§ Provided material

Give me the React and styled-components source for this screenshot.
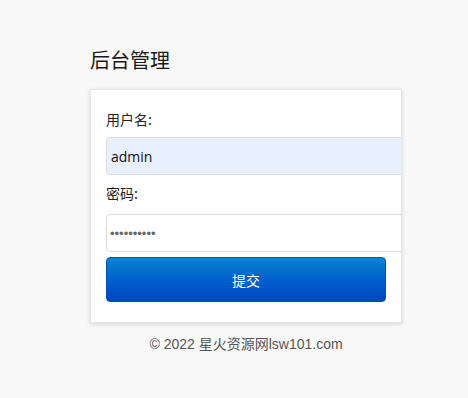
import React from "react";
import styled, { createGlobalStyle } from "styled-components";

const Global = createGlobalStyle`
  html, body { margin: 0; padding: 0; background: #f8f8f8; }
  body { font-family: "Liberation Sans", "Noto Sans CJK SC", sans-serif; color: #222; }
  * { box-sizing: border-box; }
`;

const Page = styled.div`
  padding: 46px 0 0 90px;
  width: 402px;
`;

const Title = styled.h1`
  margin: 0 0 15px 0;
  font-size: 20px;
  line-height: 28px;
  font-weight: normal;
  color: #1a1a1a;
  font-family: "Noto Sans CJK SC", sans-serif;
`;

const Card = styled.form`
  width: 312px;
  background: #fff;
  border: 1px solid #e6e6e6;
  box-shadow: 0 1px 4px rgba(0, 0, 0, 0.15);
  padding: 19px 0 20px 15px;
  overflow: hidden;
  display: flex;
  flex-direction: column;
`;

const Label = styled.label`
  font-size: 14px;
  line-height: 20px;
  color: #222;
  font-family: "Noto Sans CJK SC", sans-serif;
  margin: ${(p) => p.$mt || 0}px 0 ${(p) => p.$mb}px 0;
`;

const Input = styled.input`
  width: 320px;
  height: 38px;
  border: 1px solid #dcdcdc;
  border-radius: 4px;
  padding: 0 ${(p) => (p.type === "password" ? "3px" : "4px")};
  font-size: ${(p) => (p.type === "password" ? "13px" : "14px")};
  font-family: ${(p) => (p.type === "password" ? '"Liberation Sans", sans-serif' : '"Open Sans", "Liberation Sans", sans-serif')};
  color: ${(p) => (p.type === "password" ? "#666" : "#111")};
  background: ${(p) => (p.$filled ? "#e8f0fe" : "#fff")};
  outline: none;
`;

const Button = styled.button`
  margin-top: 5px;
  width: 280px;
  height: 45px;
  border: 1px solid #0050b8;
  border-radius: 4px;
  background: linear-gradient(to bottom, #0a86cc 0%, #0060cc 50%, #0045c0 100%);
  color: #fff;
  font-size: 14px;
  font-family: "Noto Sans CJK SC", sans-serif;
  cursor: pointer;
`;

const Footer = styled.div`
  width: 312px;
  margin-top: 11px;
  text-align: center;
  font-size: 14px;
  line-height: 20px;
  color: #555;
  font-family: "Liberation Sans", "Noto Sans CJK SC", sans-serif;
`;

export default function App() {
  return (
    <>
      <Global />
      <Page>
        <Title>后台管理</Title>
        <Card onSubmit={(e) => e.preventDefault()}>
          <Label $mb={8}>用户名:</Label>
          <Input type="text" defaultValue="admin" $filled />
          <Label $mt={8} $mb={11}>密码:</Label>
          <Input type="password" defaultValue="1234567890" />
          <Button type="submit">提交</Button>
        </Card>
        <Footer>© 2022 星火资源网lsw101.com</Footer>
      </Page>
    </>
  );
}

§ The task
Leave out the pictures and output the rest of the material exactly as written.

§ Result of this task
Give me the React and styled-components source for this screenshot.
import React from "react";
import styled, { createGlobalStyle } from "styled-components";

const Global = createGlobalStyle`
  html, body { margin: 0; padding: 0; background: #f8f8f8; }
  body { font-family: "Liberation Sans", "Noto Sans CJK SC", sans-serif; color: #222; }
  * { box-sizing: border-box; }
`;

const Page = styled.div`
  padding: 46px 0 0 90px;
  width: 402px;
`;

const Title = styled.h1`
  margin: 0 0 15px 0;
  font-size: 20px;
  line-height: 28px;
  font-weight: normal;
  color: #1a1a1a;
  font-family: "Noto Sans CJK SC", sans-serif;
`;

const Card = styled.form`
  width: 312px;
  background: #fff;
  border: 1px solid #e6e6e6;
  box-shadow: 0 1px 4px rgba(0, 0, 0, 0.15);
  padding: 19px 0 20px 15px;
  overflow: hidden;
  display: flex;
  flex-direction: column;
`;

const Label = styled.label`
  font-size: 14px;
  line-height: 20px;
  color: #222;
  font-family: "Noto Sans CJK SC", sans-serif;
  margin: ${(p) => p.$mt || 0}px 0 ${(p) => p.$mb}px 0;
`;

const Input = styled.input`
  width: 320px;
  height: 38px;
  border: 1px solid #dcdcdc;
  border-radius: 4px;
  padding: 0 ${(p) => (p.type === "password" ? "3px" : "4px")};
  font-size: ${(p) => (p.type === "password" ? "13px" : "14px")};
  font-family: ${(p) => (p.type === "password" ? '"Liberation Sans", sans-serif' : '"Open Sans", "Liberation Sans", sans-serif')};
  color: ${(p) => (p.type === "password" ? "#666" : "#111")};
  background: ${(p) => (p.$filled ? "#e8f0fe" : "#fff")};
  outline: none;
`;

const Button = styled.button`
  margin-top: 5px;
  width: 280px;
  height: 45px;
  border: 1px solid #0050b8;
  border-radius: 4px;
  background: linear-gradient(to bottom, #0a86cc 0%, #0060cc 50%, #0045c0 100%);
  color: #fff;
  font-size: 14px;
  font-family: "Noto Sans CJK SC", sans-serif;
  cursor: pointer;
`;

const Footer = styled.div`
  width: 312px;
  margin-top: 11px;
  text-align: center;
  font-size: 14px;
  line-height: 20px;
  color: #555;
  font-family: "Liberation Sans", "Noto Sans CJK SC", sans-serif;
`;

export default function App() {
  return (
    <>
      <Global />
      <Page>
        <Title>后台管理</Title>
        <Card onSubmit={(e) => e.preventDefault()}>
          <Label $mb={8}>用户名:</Label>
          <Input type="text" defaultValue="admin" $filled />
          <Label $mt={8} $mb={11}>密码:</Label>
          <Input type="password" defaultValue="1234567890" />
          <Button type="submit">提交</Button>
        </Card>
        <Footer>© 2022 星火资源网lsw101.com</Footer>
      </Page>
    </>
  );
}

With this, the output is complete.